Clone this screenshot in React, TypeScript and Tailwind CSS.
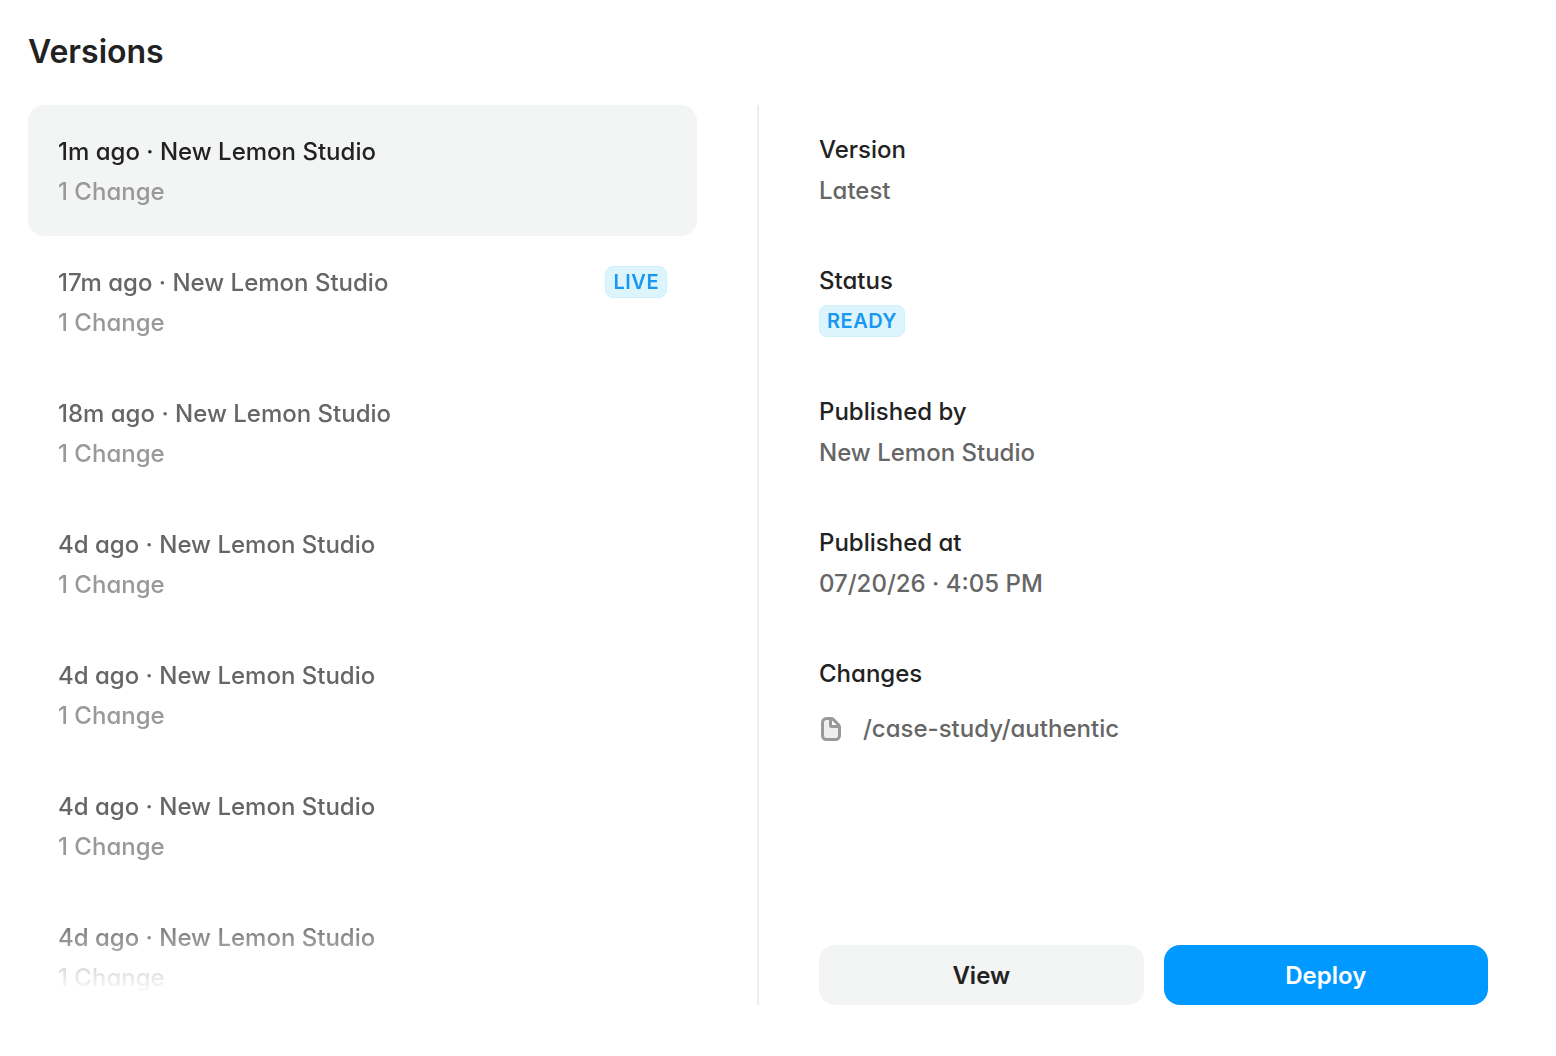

....

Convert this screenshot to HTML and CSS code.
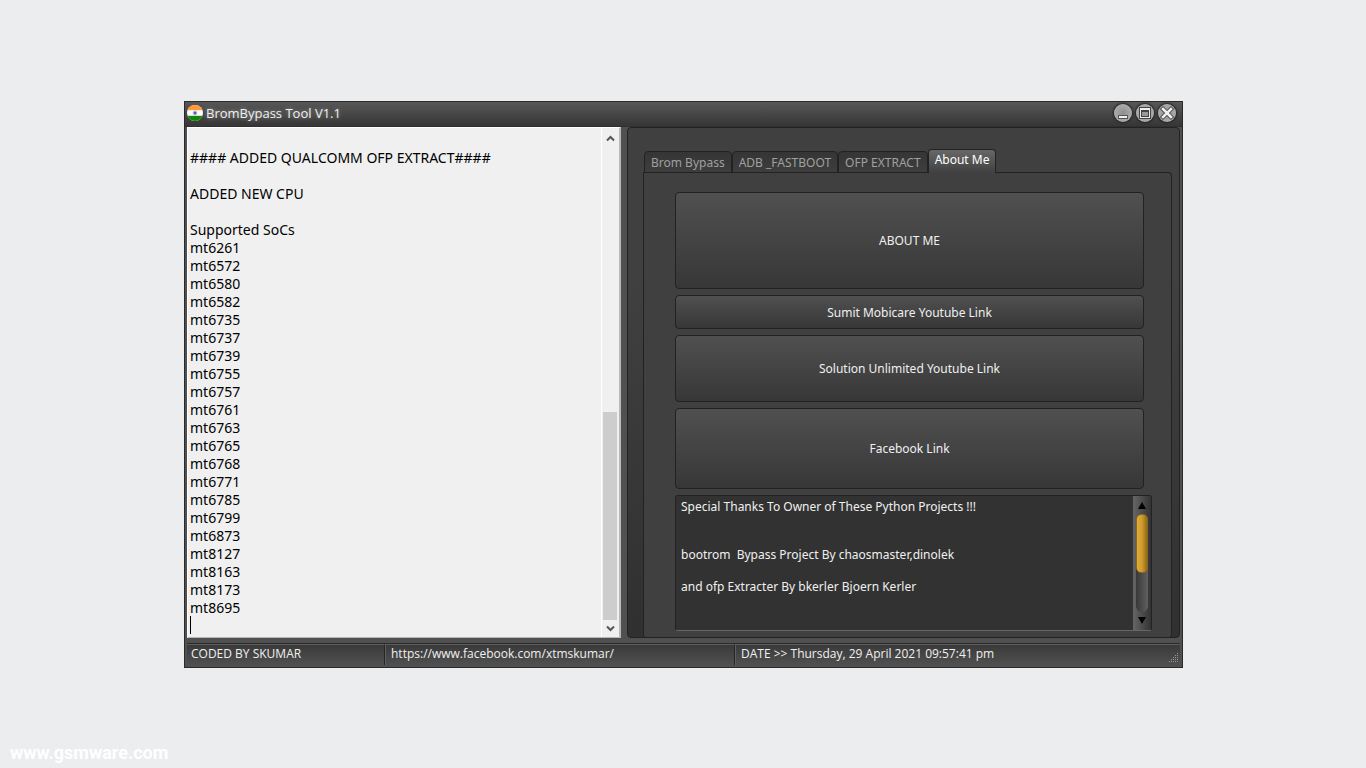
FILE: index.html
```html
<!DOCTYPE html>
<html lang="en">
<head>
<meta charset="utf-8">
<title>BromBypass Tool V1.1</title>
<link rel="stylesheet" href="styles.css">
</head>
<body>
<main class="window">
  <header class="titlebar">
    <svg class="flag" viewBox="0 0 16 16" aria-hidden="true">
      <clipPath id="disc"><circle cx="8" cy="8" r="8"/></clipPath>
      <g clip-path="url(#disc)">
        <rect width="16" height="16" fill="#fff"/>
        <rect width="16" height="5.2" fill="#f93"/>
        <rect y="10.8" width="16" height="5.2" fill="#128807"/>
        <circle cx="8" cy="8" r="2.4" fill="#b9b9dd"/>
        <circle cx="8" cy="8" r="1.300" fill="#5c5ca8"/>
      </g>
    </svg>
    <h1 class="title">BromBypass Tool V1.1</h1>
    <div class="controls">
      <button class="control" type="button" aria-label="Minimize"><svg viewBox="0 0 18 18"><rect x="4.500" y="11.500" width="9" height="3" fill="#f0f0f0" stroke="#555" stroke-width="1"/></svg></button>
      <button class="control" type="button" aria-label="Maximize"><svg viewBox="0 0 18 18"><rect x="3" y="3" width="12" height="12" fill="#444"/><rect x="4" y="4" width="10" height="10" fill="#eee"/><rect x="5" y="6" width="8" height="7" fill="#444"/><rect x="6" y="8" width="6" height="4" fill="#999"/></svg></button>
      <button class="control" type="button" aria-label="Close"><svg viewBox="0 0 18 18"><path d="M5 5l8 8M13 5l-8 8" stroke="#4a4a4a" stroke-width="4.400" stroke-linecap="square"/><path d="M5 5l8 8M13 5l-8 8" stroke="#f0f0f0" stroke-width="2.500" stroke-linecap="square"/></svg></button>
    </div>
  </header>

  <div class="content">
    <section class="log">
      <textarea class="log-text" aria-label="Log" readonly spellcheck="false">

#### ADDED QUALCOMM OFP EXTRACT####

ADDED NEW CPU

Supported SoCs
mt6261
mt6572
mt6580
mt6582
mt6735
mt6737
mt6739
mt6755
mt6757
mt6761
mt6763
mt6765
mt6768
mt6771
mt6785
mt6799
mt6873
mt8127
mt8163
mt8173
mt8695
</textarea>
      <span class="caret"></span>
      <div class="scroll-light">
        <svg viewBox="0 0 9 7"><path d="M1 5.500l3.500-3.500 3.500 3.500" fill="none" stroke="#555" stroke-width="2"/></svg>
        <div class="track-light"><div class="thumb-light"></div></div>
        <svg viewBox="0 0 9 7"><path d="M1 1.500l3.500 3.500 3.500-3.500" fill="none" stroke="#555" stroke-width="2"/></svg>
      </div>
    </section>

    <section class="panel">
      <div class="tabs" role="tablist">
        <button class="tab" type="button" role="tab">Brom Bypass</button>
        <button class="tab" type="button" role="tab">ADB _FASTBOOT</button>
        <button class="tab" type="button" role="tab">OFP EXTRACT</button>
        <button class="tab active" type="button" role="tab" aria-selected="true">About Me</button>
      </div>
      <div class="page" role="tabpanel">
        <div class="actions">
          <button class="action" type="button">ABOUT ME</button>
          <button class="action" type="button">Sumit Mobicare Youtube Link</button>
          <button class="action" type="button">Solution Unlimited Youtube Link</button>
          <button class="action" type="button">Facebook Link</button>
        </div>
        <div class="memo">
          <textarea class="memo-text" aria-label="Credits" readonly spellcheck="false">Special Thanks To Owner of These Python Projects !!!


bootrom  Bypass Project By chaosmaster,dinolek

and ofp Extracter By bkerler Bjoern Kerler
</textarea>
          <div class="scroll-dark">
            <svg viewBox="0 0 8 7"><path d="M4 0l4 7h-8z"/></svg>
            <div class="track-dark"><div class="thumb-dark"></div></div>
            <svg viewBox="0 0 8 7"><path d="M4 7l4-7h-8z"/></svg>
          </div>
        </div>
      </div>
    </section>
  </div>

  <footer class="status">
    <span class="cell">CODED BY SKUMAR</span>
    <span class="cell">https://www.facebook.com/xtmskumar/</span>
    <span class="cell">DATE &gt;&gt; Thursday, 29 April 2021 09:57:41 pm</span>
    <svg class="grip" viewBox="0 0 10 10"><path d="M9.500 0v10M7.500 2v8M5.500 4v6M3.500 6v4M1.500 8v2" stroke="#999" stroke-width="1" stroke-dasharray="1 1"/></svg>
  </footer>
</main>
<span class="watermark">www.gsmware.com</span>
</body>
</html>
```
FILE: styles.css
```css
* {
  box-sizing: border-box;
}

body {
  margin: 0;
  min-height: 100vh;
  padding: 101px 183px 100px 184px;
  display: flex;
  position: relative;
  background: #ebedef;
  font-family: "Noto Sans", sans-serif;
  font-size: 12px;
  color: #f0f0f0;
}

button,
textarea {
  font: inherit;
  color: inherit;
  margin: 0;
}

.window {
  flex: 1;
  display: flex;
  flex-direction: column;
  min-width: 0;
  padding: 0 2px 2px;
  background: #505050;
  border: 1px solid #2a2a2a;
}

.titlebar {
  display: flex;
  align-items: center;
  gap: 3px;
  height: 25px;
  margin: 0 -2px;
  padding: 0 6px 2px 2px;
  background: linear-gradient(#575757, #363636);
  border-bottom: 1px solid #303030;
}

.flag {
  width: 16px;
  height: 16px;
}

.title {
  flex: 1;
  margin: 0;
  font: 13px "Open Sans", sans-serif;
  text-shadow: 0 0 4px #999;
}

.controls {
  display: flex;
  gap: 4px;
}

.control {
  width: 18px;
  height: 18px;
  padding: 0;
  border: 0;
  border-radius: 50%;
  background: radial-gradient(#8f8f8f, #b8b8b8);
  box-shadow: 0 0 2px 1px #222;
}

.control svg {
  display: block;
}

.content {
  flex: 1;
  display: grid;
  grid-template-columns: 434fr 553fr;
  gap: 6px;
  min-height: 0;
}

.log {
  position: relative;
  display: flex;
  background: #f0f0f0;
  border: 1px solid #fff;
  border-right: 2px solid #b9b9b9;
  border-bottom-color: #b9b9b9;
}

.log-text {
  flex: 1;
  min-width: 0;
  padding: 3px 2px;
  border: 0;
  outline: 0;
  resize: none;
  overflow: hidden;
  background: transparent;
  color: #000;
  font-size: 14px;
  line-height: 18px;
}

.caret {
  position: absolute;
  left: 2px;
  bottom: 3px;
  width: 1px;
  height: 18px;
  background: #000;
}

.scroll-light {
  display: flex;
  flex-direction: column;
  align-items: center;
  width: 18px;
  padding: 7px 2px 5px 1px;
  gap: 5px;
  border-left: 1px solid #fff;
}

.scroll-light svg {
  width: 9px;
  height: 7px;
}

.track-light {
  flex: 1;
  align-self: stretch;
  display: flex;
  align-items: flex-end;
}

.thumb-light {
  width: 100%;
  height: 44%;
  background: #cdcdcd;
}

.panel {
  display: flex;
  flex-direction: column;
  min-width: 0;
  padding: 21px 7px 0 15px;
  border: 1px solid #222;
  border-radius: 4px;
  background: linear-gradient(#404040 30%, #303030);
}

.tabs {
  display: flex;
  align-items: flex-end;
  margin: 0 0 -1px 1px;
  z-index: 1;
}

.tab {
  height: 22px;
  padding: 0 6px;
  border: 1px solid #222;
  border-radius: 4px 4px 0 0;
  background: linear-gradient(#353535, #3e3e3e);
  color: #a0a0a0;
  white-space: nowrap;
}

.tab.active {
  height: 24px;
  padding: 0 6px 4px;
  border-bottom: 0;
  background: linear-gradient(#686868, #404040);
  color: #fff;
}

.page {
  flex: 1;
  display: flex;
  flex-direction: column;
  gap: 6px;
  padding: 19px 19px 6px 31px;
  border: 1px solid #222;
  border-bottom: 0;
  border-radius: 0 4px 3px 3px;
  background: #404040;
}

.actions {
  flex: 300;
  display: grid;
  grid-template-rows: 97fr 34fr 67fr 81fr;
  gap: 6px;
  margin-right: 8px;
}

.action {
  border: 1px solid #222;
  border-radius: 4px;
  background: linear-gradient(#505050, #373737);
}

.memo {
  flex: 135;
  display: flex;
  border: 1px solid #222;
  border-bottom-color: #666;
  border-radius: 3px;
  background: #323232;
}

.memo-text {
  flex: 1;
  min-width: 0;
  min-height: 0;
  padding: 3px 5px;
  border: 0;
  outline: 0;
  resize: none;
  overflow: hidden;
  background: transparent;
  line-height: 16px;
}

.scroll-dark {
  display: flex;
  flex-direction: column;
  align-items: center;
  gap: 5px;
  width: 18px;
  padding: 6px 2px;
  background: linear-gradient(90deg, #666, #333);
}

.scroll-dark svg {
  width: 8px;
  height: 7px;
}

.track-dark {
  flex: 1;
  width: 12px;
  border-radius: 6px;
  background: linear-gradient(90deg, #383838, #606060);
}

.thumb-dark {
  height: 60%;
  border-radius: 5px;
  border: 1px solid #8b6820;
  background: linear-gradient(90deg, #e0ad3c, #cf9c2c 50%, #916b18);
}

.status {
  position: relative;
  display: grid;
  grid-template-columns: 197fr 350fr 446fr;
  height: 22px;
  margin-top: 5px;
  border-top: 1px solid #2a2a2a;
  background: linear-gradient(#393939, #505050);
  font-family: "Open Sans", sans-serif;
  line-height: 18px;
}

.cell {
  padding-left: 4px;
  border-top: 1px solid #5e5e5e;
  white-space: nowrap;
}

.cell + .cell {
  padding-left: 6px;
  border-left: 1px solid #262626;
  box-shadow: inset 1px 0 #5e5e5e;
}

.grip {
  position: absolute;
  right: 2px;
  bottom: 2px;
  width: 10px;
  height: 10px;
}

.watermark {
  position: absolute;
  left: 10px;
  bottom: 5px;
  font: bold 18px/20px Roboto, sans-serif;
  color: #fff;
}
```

....

# [WHAT YOU ARE ASKED TO DO]
Count the lines of the data that contain the string "screenshot", and reply with that number alone.

# [ANSWER TO THIS PROBLEM]
2